Data excerpts
----------

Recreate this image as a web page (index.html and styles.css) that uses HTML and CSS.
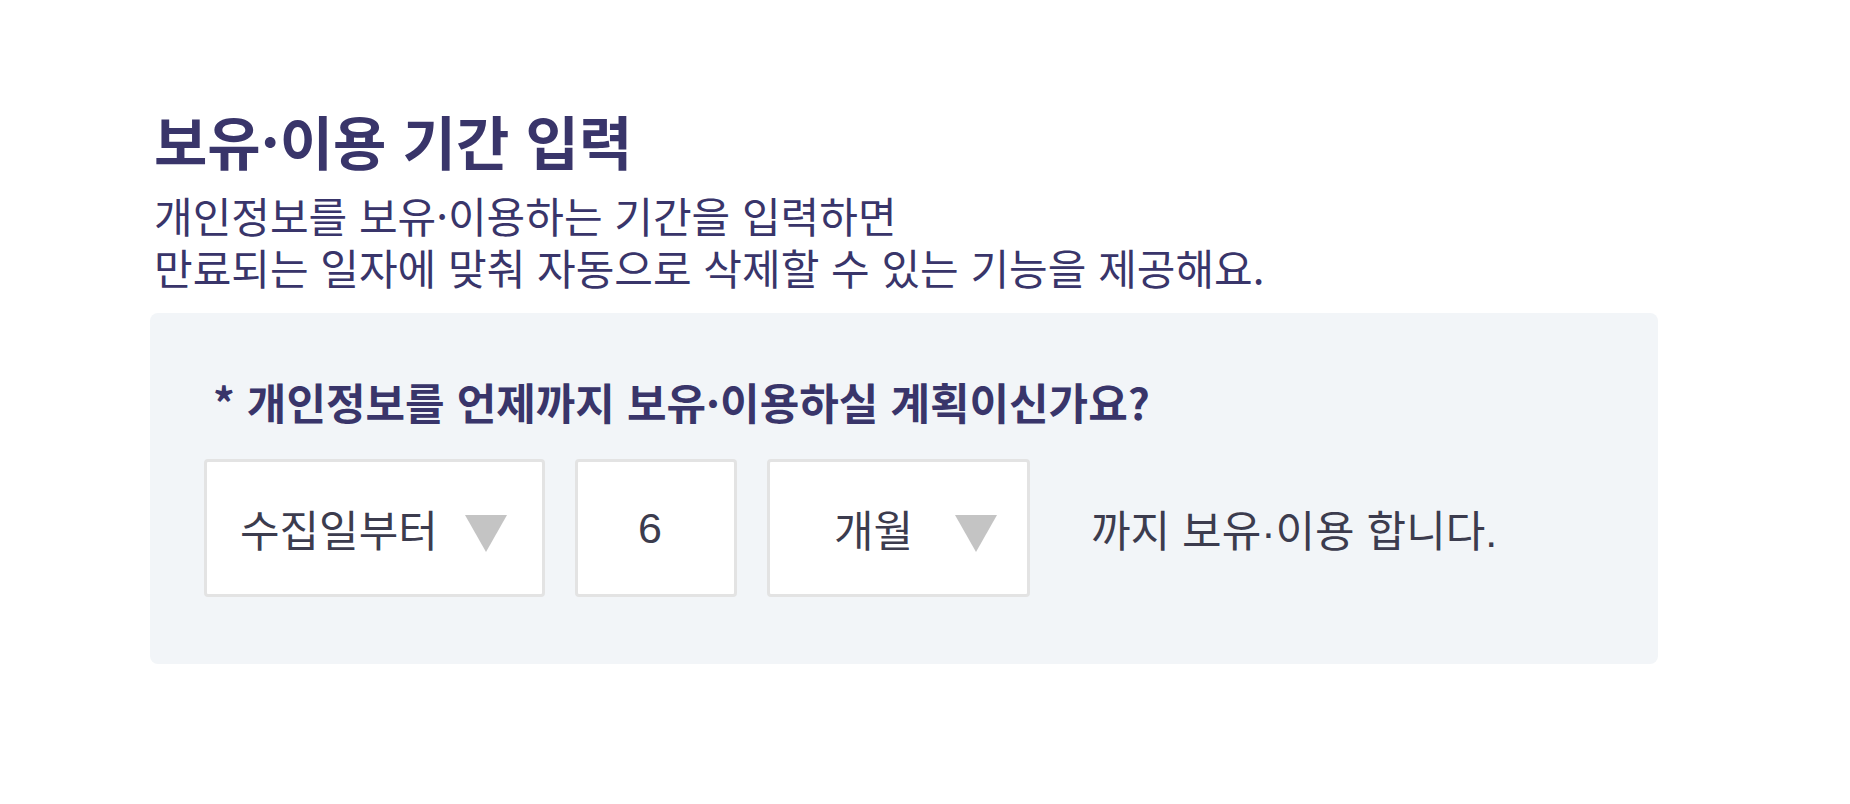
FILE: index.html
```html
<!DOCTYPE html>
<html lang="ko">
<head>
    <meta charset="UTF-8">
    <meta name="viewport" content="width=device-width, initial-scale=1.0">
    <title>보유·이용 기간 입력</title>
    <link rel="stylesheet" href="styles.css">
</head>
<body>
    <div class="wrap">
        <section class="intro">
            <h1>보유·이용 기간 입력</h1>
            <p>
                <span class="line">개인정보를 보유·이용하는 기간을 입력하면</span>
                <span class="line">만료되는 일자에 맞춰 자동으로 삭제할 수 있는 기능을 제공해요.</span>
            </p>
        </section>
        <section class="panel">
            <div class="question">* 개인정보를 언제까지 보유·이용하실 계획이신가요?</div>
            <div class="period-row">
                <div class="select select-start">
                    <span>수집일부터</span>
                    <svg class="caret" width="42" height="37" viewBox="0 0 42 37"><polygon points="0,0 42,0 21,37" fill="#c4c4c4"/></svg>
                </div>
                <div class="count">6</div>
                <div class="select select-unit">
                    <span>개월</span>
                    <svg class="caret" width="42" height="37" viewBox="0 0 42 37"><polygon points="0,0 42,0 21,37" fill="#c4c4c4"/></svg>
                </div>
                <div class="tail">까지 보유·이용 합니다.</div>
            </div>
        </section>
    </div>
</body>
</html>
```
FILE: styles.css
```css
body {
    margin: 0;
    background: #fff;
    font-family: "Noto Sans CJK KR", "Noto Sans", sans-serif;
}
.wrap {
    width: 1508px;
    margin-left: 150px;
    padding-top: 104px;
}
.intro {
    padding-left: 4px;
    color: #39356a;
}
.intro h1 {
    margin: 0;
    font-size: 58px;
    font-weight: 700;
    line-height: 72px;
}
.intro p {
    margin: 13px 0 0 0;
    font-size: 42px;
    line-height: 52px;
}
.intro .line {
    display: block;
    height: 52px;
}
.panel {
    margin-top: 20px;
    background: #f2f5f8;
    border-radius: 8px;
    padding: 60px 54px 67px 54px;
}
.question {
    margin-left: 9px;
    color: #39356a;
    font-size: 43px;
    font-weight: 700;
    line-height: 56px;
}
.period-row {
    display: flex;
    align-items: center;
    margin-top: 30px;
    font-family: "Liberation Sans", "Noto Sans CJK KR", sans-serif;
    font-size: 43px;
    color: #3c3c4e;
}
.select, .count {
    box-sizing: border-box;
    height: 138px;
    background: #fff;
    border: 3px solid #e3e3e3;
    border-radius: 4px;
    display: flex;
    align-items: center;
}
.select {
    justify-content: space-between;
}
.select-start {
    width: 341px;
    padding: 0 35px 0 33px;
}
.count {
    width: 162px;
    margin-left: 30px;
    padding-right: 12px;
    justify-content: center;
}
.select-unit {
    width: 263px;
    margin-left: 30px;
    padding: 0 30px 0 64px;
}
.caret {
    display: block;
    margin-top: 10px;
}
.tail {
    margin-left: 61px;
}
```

----------

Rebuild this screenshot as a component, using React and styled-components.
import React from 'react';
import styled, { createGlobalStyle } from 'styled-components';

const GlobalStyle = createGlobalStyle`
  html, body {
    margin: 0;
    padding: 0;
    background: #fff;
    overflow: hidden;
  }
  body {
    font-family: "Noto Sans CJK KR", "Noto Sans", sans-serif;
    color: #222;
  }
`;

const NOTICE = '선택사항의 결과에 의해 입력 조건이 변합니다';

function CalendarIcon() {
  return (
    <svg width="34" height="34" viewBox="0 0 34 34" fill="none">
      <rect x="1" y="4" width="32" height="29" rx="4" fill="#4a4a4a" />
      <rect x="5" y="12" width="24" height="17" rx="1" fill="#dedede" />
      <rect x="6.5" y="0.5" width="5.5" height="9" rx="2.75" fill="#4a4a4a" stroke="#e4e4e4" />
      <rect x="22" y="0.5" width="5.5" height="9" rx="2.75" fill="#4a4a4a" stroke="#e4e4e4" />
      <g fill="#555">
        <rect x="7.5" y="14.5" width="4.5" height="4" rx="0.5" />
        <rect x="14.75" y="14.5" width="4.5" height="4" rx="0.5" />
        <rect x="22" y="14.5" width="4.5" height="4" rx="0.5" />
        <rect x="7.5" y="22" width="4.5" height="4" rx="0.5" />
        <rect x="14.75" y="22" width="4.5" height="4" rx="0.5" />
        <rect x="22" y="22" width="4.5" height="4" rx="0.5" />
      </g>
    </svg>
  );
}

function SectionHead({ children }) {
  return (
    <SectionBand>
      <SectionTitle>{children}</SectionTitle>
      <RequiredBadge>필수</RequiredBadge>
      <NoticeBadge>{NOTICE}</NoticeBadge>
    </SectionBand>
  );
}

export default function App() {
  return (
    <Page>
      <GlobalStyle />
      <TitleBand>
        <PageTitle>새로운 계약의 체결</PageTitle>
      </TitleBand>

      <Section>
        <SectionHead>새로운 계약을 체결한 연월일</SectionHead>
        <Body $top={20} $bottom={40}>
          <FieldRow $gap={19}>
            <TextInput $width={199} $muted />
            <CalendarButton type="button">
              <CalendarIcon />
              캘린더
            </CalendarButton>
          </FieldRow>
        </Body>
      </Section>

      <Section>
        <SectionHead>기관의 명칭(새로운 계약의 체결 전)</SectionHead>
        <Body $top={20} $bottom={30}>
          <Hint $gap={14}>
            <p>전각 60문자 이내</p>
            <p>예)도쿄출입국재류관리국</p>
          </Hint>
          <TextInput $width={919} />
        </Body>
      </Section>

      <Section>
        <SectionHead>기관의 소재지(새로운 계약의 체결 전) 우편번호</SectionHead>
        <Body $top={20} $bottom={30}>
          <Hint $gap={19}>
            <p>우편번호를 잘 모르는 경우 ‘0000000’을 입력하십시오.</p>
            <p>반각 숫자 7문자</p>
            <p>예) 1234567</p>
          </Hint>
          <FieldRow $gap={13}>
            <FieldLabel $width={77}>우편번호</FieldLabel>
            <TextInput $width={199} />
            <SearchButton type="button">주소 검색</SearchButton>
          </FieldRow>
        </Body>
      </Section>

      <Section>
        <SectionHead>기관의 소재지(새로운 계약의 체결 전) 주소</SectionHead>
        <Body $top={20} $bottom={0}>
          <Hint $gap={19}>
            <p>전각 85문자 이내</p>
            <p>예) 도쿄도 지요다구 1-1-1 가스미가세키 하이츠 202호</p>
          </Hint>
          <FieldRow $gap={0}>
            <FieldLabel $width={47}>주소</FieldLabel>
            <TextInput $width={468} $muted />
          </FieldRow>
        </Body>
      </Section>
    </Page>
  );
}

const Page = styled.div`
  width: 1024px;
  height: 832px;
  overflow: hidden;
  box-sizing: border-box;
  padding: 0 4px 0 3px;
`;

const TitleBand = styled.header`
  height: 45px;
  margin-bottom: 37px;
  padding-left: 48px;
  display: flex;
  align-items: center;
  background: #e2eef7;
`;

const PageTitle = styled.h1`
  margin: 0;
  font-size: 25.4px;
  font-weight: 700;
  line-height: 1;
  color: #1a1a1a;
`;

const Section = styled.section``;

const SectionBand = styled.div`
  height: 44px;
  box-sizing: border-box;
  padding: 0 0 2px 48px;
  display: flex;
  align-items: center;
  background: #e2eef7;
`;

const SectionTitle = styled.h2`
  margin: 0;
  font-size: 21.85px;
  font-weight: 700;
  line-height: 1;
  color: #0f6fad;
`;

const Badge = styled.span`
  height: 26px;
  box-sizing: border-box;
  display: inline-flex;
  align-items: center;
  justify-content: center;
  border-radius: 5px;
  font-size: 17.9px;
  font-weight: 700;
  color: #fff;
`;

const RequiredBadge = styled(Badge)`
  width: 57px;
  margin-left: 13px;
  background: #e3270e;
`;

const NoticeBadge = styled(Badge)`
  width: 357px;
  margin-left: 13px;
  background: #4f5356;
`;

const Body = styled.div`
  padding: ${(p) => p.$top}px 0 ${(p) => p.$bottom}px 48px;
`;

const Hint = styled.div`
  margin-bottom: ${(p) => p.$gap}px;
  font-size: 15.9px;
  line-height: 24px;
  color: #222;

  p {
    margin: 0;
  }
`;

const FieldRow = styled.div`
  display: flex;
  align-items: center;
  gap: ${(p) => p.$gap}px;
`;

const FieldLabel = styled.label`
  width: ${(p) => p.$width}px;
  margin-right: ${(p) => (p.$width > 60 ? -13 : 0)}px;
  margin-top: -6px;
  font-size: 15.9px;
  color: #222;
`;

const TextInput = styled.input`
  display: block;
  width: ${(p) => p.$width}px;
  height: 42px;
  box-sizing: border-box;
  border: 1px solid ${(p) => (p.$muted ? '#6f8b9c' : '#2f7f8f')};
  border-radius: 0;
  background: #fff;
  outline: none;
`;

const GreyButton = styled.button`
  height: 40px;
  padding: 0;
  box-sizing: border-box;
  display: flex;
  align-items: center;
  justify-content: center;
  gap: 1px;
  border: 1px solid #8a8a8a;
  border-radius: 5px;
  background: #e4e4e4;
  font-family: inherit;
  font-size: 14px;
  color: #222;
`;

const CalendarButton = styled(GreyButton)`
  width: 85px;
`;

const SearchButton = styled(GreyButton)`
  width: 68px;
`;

----------

Goal
Only a number is wanted: how many lines contain the word "this"?

Result below
2